WHAT IS NEEDED:
Pick out each line below containing "styles".
-- START OF MATERIAL PROVIDED --
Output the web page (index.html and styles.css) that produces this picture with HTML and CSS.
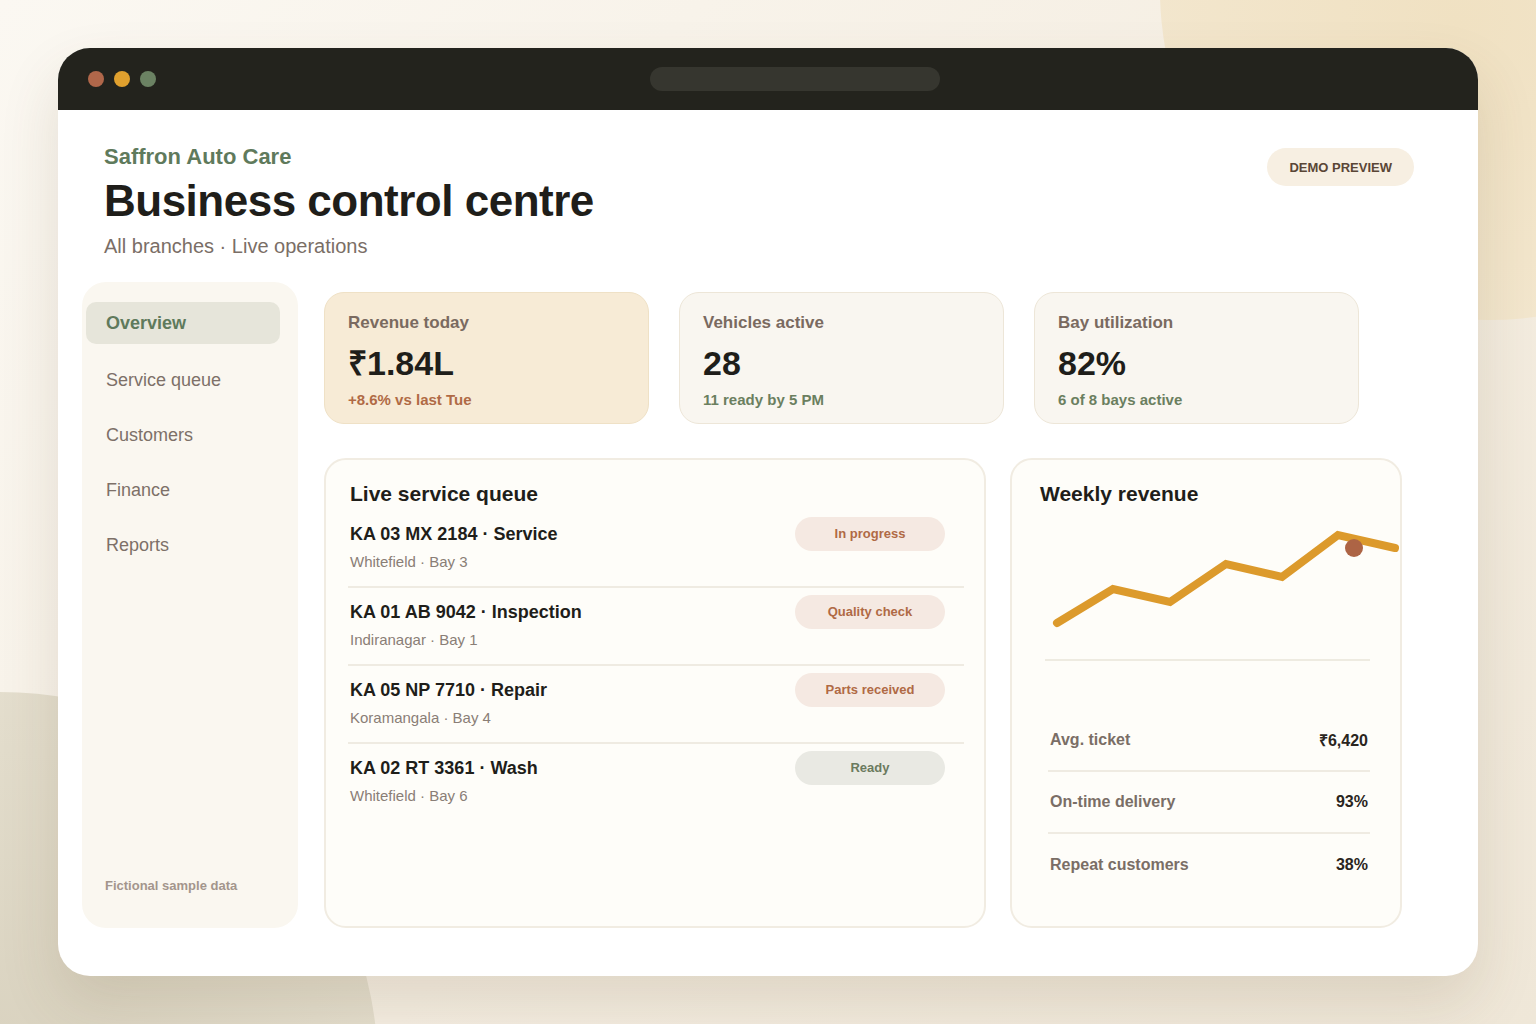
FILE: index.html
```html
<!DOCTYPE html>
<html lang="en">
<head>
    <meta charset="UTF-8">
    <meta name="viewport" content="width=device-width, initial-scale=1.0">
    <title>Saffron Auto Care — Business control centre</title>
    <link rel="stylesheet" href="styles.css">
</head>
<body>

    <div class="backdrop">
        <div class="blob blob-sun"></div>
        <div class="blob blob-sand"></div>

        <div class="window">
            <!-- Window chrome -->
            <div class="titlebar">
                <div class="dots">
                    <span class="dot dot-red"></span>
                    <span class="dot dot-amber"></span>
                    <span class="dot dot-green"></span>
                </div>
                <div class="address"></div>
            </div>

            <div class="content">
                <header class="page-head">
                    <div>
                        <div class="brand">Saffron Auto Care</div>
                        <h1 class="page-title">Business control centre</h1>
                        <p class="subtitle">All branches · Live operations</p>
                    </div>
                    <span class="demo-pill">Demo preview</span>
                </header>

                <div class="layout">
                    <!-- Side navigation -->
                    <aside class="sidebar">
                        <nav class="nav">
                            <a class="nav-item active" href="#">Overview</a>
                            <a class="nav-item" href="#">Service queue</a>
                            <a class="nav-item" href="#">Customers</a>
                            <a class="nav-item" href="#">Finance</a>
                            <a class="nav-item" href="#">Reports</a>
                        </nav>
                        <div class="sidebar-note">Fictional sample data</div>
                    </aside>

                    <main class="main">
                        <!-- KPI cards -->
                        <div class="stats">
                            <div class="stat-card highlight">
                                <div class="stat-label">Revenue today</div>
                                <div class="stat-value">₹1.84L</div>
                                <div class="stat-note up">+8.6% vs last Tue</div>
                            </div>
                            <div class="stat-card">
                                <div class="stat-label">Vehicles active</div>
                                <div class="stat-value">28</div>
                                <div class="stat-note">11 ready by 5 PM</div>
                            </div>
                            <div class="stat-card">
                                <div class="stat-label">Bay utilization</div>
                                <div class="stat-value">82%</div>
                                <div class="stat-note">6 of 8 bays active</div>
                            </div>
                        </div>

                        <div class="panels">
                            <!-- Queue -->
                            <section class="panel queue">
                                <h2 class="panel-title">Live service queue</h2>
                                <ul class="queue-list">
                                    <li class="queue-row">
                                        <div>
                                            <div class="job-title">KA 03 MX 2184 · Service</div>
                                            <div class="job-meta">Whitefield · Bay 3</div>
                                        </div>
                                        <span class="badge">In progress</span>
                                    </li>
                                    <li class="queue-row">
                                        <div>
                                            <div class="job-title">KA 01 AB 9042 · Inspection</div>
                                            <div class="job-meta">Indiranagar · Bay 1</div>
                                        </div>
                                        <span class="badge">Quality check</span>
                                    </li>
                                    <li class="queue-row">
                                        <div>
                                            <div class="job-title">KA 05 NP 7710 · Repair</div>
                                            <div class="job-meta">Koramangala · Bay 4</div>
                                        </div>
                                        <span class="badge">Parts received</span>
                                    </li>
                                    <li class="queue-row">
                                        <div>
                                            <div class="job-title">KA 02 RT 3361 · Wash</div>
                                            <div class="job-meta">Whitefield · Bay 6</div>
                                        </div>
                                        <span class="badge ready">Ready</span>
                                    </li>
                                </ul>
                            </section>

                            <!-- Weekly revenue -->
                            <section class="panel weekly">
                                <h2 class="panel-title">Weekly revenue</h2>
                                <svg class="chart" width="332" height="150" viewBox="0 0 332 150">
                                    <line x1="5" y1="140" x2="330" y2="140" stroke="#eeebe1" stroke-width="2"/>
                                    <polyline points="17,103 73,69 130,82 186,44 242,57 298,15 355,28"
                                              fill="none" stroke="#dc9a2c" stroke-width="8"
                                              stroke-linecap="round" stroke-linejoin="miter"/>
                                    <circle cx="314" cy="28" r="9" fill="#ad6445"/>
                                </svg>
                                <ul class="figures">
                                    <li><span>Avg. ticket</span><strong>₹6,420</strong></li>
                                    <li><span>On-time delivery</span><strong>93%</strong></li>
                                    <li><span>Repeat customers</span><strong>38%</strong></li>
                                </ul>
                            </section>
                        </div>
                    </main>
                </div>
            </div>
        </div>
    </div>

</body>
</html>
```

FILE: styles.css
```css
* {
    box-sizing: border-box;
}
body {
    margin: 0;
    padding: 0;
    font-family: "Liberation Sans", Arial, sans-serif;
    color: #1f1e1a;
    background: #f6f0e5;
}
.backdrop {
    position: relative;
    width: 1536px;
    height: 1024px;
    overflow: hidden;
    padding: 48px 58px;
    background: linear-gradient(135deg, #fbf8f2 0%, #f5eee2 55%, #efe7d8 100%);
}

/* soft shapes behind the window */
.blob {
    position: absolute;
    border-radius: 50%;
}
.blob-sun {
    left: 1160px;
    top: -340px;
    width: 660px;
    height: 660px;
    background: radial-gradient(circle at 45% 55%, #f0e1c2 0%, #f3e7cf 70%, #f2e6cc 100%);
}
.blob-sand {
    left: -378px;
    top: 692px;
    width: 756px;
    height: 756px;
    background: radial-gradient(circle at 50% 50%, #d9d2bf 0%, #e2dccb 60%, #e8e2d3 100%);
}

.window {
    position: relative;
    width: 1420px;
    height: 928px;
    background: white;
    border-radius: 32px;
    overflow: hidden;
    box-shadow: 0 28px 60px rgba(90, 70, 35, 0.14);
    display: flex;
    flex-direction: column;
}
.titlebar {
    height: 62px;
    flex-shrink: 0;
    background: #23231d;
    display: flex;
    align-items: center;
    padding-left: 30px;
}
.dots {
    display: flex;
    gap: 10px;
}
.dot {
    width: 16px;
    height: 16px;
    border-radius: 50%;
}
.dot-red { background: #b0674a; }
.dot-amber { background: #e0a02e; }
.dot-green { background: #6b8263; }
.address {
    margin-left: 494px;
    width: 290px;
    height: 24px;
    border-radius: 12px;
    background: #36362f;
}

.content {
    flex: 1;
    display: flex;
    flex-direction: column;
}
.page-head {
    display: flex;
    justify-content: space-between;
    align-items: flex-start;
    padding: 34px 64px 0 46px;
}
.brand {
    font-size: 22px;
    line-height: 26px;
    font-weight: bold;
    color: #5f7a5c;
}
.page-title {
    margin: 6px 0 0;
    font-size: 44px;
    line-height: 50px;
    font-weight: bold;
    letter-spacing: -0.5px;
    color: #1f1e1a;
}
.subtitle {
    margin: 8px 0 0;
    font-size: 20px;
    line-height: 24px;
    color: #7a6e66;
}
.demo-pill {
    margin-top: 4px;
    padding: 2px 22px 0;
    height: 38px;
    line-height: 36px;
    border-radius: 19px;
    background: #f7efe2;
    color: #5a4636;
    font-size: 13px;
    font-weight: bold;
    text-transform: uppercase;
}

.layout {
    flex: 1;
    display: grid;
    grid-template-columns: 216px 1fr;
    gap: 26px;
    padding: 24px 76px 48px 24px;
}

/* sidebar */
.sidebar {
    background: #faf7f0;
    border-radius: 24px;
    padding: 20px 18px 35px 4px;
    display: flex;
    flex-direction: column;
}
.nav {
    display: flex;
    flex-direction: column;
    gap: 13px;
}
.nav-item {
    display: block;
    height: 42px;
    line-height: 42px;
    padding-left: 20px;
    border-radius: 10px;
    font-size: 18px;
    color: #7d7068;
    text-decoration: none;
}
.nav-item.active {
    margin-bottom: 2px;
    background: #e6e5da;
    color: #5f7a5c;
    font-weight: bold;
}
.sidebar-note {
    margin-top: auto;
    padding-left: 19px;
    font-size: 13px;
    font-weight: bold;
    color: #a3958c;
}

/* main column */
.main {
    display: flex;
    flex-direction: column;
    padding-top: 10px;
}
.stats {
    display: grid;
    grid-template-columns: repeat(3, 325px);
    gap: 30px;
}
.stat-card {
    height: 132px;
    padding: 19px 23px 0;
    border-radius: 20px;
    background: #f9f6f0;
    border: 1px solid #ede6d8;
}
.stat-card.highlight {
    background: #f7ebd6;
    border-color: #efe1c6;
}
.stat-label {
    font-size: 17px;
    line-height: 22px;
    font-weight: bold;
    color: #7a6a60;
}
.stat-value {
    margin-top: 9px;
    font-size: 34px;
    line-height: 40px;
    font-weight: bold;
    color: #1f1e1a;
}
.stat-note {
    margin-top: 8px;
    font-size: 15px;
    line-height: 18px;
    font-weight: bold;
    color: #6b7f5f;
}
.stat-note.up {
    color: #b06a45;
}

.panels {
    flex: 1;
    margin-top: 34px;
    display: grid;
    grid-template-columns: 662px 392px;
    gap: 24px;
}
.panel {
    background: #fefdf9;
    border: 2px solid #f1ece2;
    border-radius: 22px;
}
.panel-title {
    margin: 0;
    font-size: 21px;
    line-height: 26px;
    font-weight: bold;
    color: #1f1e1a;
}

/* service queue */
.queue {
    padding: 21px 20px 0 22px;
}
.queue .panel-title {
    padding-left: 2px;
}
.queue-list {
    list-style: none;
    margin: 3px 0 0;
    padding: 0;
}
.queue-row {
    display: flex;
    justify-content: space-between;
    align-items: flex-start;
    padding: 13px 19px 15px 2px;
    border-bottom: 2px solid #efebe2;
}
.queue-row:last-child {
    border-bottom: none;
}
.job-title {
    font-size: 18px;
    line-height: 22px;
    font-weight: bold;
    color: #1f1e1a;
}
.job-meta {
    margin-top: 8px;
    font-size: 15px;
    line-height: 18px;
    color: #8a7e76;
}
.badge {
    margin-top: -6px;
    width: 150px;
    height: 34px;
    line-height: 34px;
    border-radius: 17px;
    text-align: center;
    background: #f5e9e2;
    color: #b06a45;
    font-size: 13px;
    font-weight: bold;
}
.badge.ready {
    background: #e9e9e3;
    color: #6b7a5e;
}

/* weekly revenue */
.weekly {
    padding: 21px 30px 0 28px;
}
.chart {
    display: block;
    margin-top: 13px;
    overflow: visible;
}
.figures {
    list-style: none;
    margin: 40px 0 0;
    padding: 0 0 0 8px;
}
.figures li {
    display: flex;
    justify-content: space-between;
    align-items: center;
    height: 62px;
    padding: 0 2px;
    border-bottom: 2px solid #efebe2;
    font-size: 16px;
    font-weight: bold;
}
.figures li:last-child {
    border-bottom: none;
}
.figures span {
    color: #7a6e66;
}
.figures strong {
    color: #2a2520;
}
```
-- END OF MATERIAL PROVIDED --
THE RESULT:
Output the web page (index.html and styles.css) that produces this picture with HTML and CSS.
    <link rel="stylesheet" href="styles.css">
FILE: styles.css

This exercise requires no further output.